We followed a footpath a little way out of the town towards Corniglia. The effort was rewarded with panoramic views from Bar La Torre.
We enjoyed a break here with draught Menabrea beer before the steep descent back to the town.

Riomaggiore

The weather had turned wet and windy on the next morning when we met up again in Riomaggiore (Cinque Terre).
After a walk to the harbour we found shelter at Bar O'Netto Brasserie on the main street, a little way uphill from Piazza Vignaioli.
We ordered glasses of draught Poretti '7' (unfiltered) and sat inside until a table with a street view was available on the sheltered passage passing the entrance.
Chris with Poretti 7 at Bar O'Netto
A media (0.4 litre) glass of draught beer cost 3.50 euros (May 2016).
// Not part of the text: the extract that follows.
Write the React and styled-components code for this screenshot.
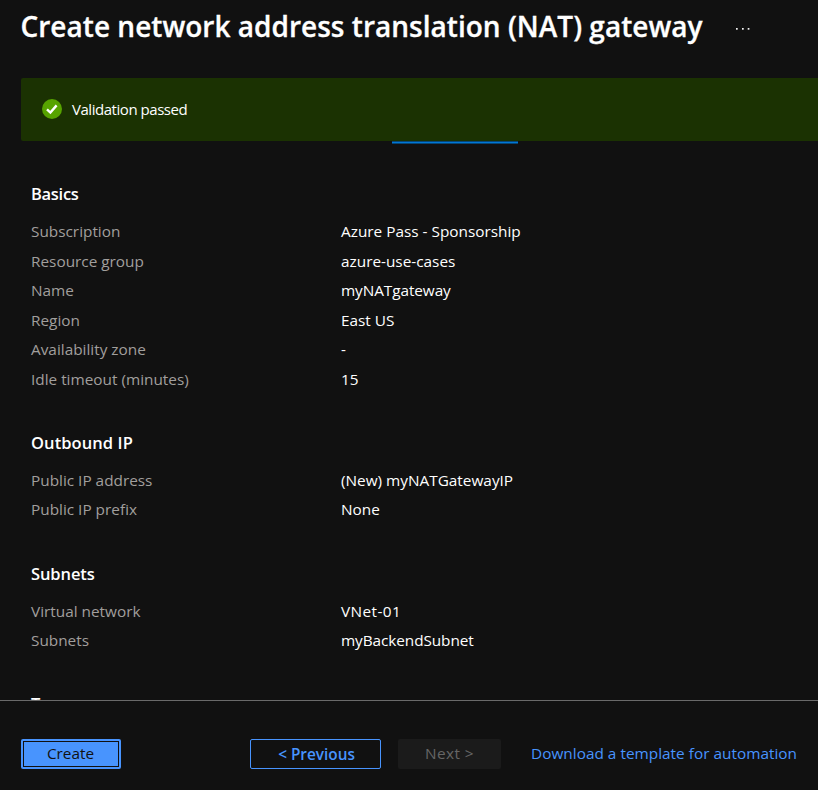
import React from "react";
import styled, { createGlobalStyle } from "styled-components";

const GlobalStyle = createGlobalStyle`
  * { box-sizing: border-box; }
  html, body { margin: 0; background: #111111; overflow: hidden; }
  body {
    font-family: "Open Sans", "Noto Sans", sans-serif;
    font-size: 15.35px;
    color: #ffffff;
  }
`;

const Blade = styled.div`
  display: flex;
  flex-direction: column;
  width: 818px;
  height: 790px;
  background: #111111;
  overflow: hidden;
`;

const Header = styled.header`
  display: flex;
  align-items: center;
  flex: none;
  height: 78px;
  padding: 0 0 25px 20.5px;
`;

const Title = styled.h1`
  margin: 0;
  width: 715.5px;
  font-size: 28px;
  font-weight: 600;
  font-kerning: none;
  letter-spacing: 0.02px;
  line-height: 39px;
  white-space: nowrap;
  -webkit-text-stroke: 0.3px currentColor;
`;

const MoreButton = styled.button`
  display: flex;
  padding: 4px 0 0;
  border: 0;
  background: none;
  color: #f2f2f2;
`;

const Banner = styled.div`
  display: flex;
  align-items: center;
  flex: none;
  gap: 10px;
  height: 63px;
  margin-left: 21px;
  padding: 0 0 1px 21px;
  background: #1b3202;
  border-radius: 2px 0 0 2px;
`;

const BannerText = styled.span`
  font-size: 15px;
  letter-spacing: -0.46px;
  line-height: 20px;
`;

const TabIndicator = styled.div`
  flex: none;
  width: 126px;
  height: 3px;
  margin-left: 392px;
  background: #0078d4;
  border-top: 1px solid #064577;
  border-bottom: 1px solid #064577;
`;

const Summary = styled.main`
  flex: 1;
  min-height: 0;
  padding: 38px 0 0 31px;
  overflow: hidden;
`;

const Section = styled.section`
  padding-bottom: 33.75px;
`;

const SectionTitle = styled.h2`
  margin: 0 0 14px;
  font-size: 16.5px;
  font-weight: 600;
  line-height: 24px;
  height: 24px;
  letter-spacing: ${(p) => p.$tracking || 0}px;
`;

const Fields = styled.dl`
  display: grid;
  grid-template-columns: 310px 1fr;
  grid-auto-rows: 29.5px;
  margin: 0;
`;

const Label = styled.dt`
  line-height: 22px;
  color: #a19f9d;
  white-space: nowrap;
`;

const Value = styled.dd`
  margin: 0;
  line-height: 22px;
  white-space: nowrap;
  letter-spacing: ${(p) => p.$tracking || 0}px;
`;

const Footer = styled.footer`
  display: flex;
  align-items: flex-start;
  flex: none;
  height: 90px;
  padding: 38px 0 0 21px;
  border-top: 1px solid #6a6a6a;
`;

const Button = styled.button`
  height: 30px;
  padding: 0 0 2px;
  border: 1px solid transparent;
  border-radius: 2px;
  font: inherit;
  line-height: 26px;
  white-space: nowrap;
`;

const PrimaryButton = styled(Button)`
  display: flex;
  width: 100px;
  margin-right: 129px;
  padding: 2px;
  border: 0;
  background: #4894fe;
  color: #111111;
`;

const FocusRing = styled.span`
  flex: 1;
  height: 26px;
  border: 1px solid #111111;
  padding-right: 1px;
  line-height: 23px;
`;

const OutlineButton = styled(Button)`
  width: 131px;
  margin-right: 17px;
  padding: 0 0 1px 2px;
  border-color: #4894fe;
  background: transparent;
  color: #4894fe;
  font-weight: 600;
`;

const DisabledButton = styled(Button)`
  width: 103px;
  margin-right: 30px;
  background: #1b1b1b;
  color: #666666;
  letter-spacing: 0.4px;
`;

const TemplateLink = styled.a`
  color: #4894fe;
  line-height: 28px;
  letter-spacing: 0.02px;
  text-decoration: none;
  white-space: nowrap;
`;

const sections = [
  {
    title: "Basics",
    tracking: -0.3,
    fields: [
      ["Subscription", "Azure Pass - Sponsorship"],
      ["Resource group", "azure-use-cases"],
      ["Name", "myNATgateway", -0.08],
      ["Region", "East US"],
      ["Availability zone", "-"],
      ["Idle timeout (minutes)", "15"],
    ],
  },
  {
    title: "Outbound IP",
    tracking: 0.08,
    fields: [
      ["Public IP address", "(New) myNATGatewayIP"],
      ["Public IP prefix", "None"],
    ],
  },
  {
    title: "Subnets",
    tracking: -0.1,
    fields: [
      ["Virtual network", "VNet-01", 0.4],
      ["Subnets", "myBackendSubnet", -0.08],
    ],
  },
  { title: "Tags", fields: [] },
];

const SuccessIcon = () => (
  <svg width="20" height="20" viewBox="0 0 20 20" aria-hidden="true">
    <circle cx="10" cy="10" r="10" fill="#57a300" />
    <path d="M5 10.3 8.4 13.6 14.6 6.4" fill="none" stroke="#fff" strokeWidth="2.4" />
  </svg>
);

const MoreIcon = () => (
  <svg width="14" height="2" viewBox="0 0 14 2" fill="currentColor" aria-hidden="true">
    <rect x="0" y="0" width="1.7" height="1.7" />
    <rect x="6" y="0" width="1.7" height="1.7" />
    <rect x="11.7" y="0" width="1.7" height="1.7" />
  </svg>
);

export default function App() {
  return (
    <Blade>
      <GlobalStyle />
      <Header>
        <Title>Create network address translation (NAT) gateway</Title>
        <MoreButton aria-label="More">
          <MoreIcon />
        </MoreButton>
      </Header>
      <Banner role="status">
        <SuccessIcon />
        <BannerText>Validation passed</BannerText>
      </Banner>
      <TabIndicator />
      <Summary>
        {sections.map(({ title, tracking, fields }) => (
          <Section key={title}>
            <SectionTitle $tracking={tracking}>{title}</SectionTitle>
            <Fields>
              {fields.map(([label, value, valueTracking]) => (
                <React.Fragment key={label}>
                  <Label>{label}</Label>
                  <Value $tracking={valueTracking}>{value}</Value>
                </React.Fragment>
              ))}
            </Fields>
          </Section>
        ))}
      </Summary>
      <Footer>
        <PrimaryButton>
          <FocusRing>Create</FocusRing>
        </PrimaryButton>
        <OutlineButton>&lt; Previous</OutlineButton>
        <DisabledButton disabled>Next &gt;</DisabledButton>
        <TemplateLink>Download a template for automation</TemplateLink>
      </Footer>
    </Blade>
  );
}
We looked at the beer menu which listed bottles of 'craft beer' from Birrificio del Golfo based in nearby La Spezia. The 50 cl bottles were priced at 7 euros and the range included a 5.5% ABV India Pale Ale.
Entertainment arrived in the form of an Australian stag party group. Dave, in princess outfit was accompanied by his Gold Coast friends wearing Super Mario costumes. We would return to Bar O'Netto later in the evening and again on Friday, after a hike to Manarola, before my return to Pisa.

Manarola

The sun shone on Friday as we hiked up and down the Beccara Trail to Manarola (Cinque Terre).
Looking back at Riomaggiore from the Beccara Trail
The level footpath (Via dell'Amore) was still being repaired after the storm damage of 2011 but the alternative difficult hike rewarded us with elevated views from the vineyards.
Forst at Nessun Dorma, Manarola
By the time we had descended to the harbour at Manarola we were in need of a cold refreshing beer and a draught Forst, from the Merano valley, at Nessun Dorma, with a view back to the town was ideal. After our lunch break we returned to Riomaggiore on one of the frequent trains.
Later - a return visit to Orzo Bruno, Pisa
While Chris spent another night in Riomaggiore, I returned to Pisa and enjoyed further visits to La Torre del Luppolo and Orzo Bruno before returning to Newbury the next day.